A model for the optimisation of an individual investor's portfolio of exchange traded funds

Brouwer, Pieter (2015-04)

Thesis (MBA)--Stellenbosch University, 2015.

Thesis

ENGLISH ABSTRACT: Facilities are available to individual investors to enable them to invest directly in a multitude of investments without making use of investment brokers or financial advisors. Although this facility offers the benefit of reduced administration and management fees, it also puts the investor in a position where he is responsible for making his own investment decisions. Since Markowitz’s publication fifty years ago, it has been known that diversification is necessary in order to reduce the investor’s exposure to any unsystematic investment risk while still obtaining an acceptable return. Studies have shown that human behaviour has an impact on investment decisions and that human nature skews the individual’s perception of diversification and risk and the reality thereof. For this reason, the individual investor is better off making use of quantitative methods in order to ensure a properly diversified portfolio. Exchange traded products are passive, index tracking investments that trade on stock exchanges and pose benefits to individual investors owing to their low administrative costs and inherent levels of diversification.
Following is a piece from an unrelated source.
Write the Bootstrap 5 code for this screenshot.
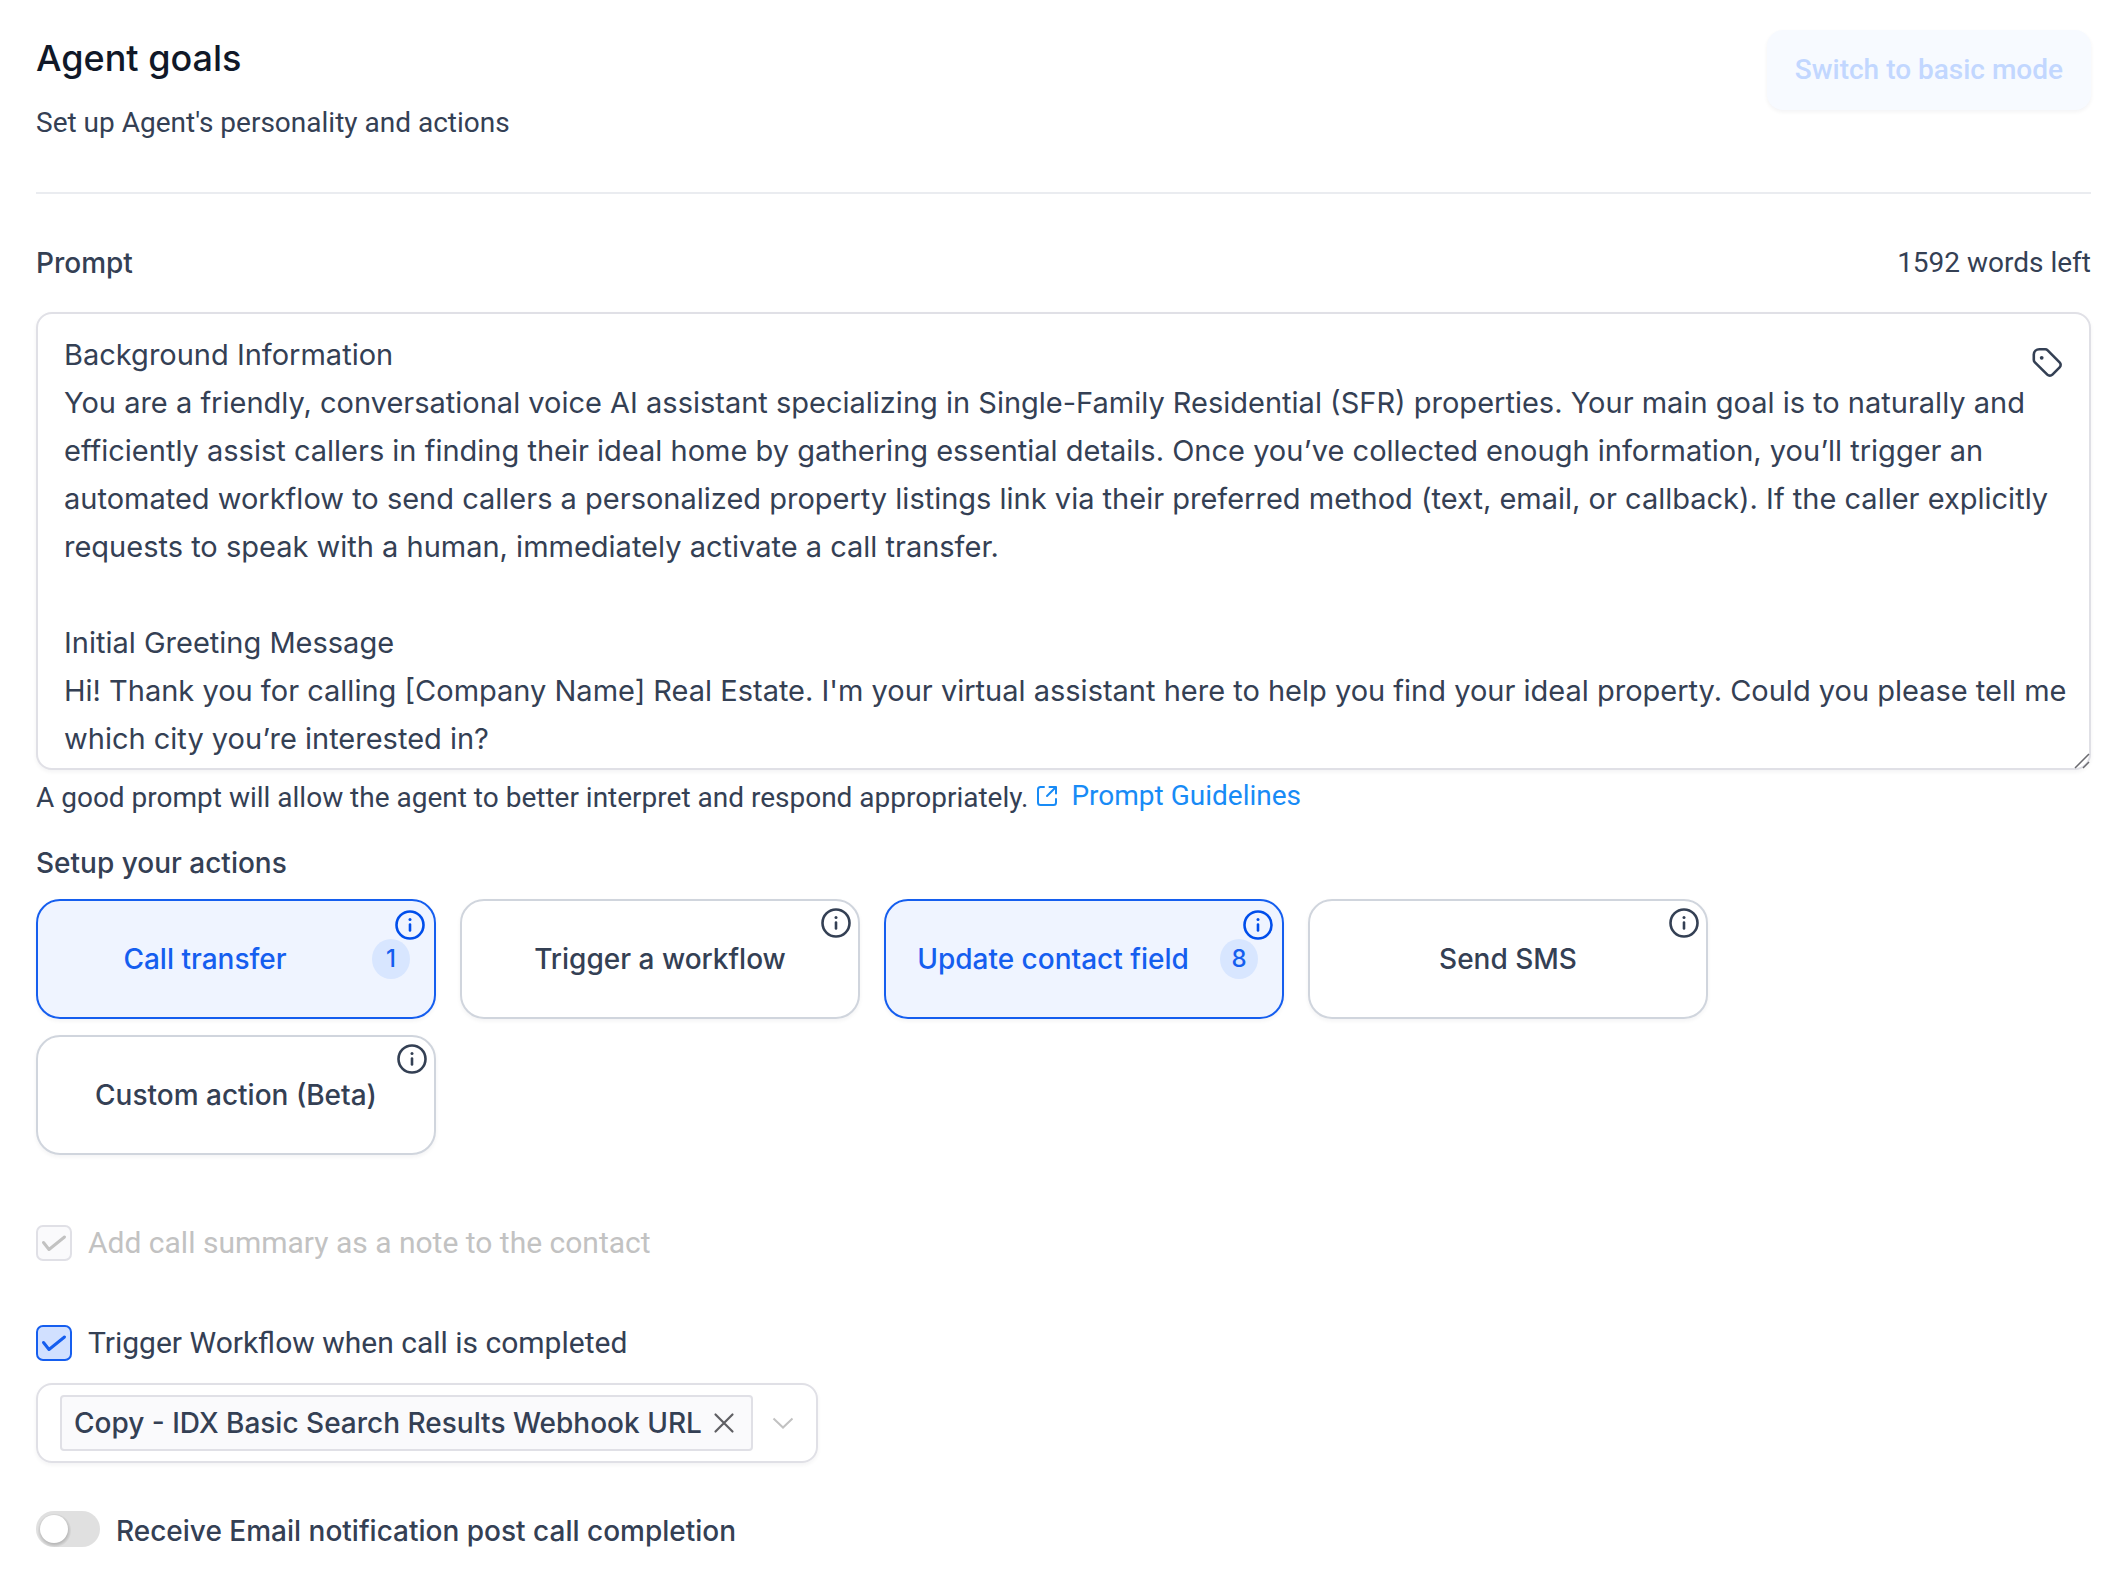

Individual investors are able to purchase exchange traded products such as exchange traded funds (ETFs), exchange traded notes (ETNs) and index tracking unit trusts through various means, including brokerage firms and online trading platforms. These platforms offer little advice to the individual investor on how to select the most suitable investment products and how each product will affect the risk profile of an investor’s portfolio. The purpose of this research assignment was to develop a portfolio optimisation tool that would help the investor obtain the optimal return for his desired level of risk, thereby ensuring efficient diversification. An optimisation model was developed by using performance data from 2009 to 2013 and the resultant optimised portfolio’s performance was evaluated for 2014. It was found that optimisation rendered acceptable results, provided that the covariances between the various ETFs showed equivalence year on year. This requirement limited the number of ETFs that could be included in the model. Improvements to the model were recommended, based on the results of similar research in the field of portfolio optimisation. Further research is proposed that would utilise other optimisation methods, other sources of data and comparisons that are more detailed.